Chassis board (left) and module board (right) side by side

Chassis board with one module plugged in for testing

Summer 2020

Fiat Chrysler Automobiles, Propulsion Systems Intern

 

Project Summary:

    As an intern in the systems specifications team, my task was to show how virtual engineering tools could be used to increase the systems teams' autonomy when determining specifications for a powertrain. I was able to leverage my knowledge from previous experience and my course work to create a simulation tool which allowed the team to input system specifications for an electric drive and be able to make decisions about electrical system component sizing.

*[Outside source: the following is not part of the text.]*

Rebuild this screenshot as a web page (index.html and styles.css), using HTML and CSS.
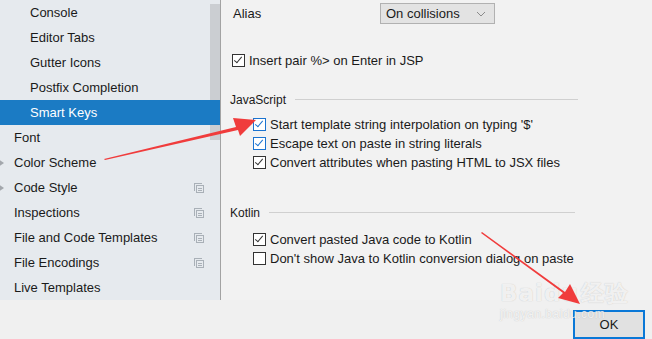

The user is able to specify arbitrary loads such as HVAC or DCDC on the HV battery as well as a drive cycle schedule for the motor model to simulate realistic power draw conditions. The original motivation for this simulation was to help in specifying cable size by identifying power loss metrics in the cables over typical drive cycles. It was found that simple metrics such as nominal voltage drop over the cable were not representative of the performance and without more specific information could lead to excessive power loss and cable temperatures that melted insulation. The simulation was implemented in MATLAB and the system model was implemented as a system of ODEs. This setup allowed the simulation to be easily expanded by changing out or adding equations to the system. I also wrote a guide for adjusting to common system architectures like those with multiple motors or auxiliary loads and how arbitrary configuration could be achieved. Some other auxiliary functions of the simulation were a basic charge sustaining algorithm, a pre execution script which emulated a transmission controller to generate drive cycles, and adjacent scripts for determining best, worst, and average case system efficiencies.